GIVEN INFORMATION:
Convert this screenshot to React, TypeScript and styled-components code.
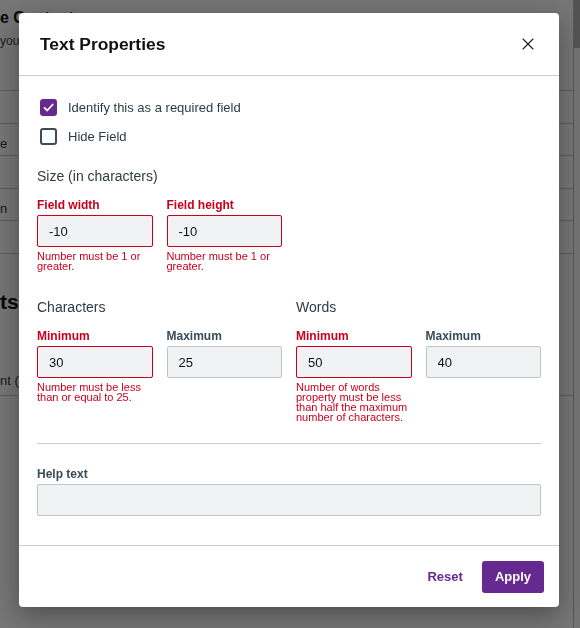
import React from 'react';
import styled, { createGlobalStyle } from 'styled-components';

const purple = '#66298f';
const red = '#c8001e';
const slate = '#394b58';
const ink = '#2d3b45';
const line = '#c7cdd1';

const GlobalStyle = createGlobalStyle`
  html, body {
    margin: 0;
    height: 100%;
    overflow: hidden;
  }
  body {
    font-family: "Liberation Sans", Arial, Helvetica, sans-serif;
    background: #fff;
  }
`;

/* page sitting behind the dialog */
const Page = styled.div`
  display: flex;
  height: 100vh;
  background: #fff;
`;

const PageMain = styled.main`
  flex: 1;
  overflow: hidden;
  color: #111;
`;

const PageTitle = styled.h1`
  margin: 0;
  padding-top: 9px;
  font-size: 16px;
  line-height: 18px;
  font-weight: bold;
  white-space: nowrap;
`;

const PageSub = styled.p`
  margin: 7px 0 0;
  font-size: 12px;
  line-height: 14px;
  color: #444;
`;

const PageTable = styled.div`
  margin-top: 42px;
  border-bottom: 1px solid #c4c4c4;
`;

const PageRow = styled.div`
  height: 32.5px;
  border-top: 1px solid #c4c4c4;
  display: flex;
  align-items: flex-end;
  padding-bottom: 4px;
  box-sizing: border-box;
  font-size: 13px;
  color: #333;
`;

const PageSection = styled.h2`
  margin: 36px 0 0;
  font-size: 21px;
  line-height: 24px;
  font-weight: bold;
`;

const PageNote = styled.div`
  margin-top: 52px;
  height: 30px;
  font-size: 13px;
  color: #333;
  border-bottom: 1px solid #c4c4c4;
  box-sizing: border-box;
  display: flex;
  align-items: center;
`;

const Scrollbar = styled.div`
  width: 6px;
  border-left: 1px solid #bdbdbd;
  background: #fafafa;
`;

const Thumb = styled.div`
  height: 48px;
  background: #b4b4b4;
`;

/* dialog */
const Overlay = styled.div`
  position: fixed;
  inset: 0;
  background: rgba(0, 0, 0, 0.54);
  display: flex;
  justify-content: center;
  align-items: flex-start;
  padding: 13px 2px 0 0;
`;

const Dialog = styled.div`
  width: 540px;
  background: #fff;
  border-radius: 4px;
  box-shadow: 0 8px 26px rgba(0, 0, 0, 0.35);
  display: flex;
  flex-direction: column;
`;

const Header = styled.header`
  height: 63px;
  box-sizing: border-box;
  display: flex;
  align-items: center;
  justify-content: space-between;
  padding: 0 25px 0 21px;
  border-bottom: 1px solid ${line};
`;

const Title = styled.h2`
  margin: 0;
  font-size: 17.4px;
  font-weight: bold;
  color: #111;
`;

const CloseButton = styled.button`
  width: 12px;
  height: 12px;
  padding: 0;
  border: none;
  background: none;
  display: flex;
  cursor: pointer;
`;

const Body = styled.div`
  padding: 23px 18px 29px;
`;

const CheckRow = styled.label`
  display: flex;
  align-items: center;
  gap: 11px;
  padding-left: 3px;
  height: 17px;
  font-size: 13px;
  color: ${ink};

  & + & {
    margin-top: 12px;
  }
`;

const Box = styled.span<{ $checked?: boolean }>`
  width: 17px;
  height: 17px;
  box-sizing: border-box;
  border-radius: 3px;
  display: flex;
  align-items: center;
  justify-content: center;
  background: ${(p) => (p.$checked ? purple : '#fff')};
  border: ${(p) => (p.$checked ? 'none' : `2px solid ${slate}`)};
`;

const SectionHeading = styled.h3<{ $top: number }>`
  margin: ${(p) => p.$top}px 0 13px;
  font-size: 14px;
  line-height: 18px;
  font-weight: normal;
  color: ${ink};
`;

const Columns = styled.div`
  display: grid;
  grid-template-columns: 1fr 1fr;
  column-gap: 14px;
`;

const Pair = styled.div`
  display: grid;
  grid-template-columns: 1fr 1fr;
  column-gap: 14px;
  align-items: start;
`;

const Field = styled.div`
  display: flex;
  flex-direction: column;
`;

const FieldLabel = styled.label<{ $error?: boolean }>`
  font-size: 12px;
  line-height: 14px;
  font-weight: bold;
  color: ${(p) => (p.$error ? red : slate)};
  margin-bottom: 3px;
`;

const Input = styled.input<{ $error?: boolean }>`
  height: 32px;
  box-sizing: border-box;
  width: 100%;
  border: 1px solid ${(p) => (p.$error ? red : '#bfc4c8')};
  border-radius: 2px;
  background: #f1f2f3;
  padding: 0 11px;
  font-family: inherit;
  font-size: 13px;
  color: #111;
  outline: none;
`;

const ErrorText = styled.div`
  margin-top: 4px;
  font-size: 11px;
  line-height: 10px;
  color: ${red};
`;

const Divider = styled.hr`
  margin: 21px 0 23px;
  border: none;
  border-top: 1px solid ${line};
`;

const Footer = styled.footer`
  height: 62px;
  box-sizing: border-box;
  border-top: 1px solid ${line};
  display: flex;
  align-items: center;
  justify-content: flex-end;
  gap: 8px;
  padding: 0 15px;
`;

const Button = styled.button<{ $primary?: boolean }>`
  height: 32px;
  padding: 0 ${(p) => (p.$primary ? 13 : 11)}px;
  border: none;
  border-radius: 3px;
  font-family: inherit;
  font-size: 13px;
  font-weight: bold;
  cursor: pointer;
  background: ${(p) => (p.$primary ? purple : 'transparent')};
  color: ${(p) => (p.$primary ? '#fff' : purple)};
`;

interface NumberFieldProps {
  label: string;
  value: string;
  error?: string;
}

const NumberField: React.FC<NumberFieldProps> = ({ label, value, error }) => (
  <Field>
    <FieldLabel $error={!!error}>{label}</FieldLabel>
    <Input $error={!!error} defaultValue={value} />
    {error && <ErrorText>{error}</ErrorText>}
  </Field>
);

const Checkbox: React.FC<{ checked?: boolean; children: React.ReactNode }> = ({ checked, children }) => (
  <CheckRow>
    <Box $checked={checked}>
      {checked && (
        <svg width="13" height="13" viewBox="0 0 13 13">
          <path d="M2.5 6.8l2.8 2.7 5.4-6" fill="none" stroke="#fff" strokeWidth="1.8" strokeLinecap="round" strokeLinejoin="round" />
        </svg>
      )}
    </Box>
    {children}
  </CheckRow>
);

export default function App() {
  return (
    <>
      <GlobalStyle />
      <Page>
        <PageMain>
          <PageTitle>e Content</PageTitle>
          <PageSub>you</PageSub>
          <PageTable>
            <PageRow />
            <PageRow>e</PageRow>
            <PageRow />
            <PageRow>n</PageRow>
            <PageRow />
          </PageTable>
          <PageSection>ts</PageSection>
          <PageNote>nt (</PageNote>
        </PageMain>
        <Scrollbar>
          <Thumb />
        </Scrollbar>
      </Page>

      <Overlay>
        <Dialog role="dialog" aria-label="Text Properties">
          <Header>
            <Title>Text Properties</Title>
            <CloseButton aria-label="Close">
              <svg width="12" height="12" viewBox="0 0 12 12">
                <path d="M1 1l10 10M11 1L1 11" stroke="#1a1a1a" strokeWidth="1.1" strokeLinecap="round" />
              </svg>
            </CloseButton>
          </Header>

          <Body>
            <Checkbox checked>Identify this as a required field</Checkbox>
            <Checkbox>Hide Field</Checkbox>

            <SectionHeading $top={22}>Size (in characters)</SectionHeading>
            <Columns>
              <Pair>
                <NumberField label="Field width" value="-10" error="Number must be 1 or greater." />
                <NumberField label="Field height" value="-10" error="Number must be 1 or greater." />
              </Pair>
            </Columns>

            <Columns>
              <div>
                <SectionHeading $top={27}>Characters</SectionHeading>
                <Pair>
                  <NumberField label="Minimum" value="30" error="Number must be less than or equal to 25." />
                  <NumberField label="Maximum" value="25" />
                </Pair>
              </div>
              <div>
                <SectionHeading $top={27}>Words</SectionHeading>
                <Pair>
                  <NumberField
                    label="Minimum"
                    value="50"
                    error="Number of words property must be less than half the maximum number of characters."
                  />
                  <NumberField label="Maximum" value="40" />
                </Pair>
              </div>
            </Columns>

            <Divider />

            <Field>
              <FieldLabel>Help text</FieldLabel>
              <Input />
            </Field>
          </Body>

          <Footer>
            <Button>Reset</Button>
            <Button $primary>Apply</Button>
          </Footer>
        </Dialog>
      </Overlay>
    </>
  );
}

PROBLEM TO SOLVE: Everything from the first line of the listing above through the line that contains "const line = '#c7cdd1';" is to be restated word for word, minus the pictures.

FULL SOLUTION:
Convert this screenshot to React, TypeScript and styled-components code.
import React from 'react';
import styled, { createGlobalStyle } from 'styled-components';

const purple = '#66298f';
const red = '#c8001e';
const slate = '#394b58';
const ink = '#2d3b45';
const line = '#c7cdd1';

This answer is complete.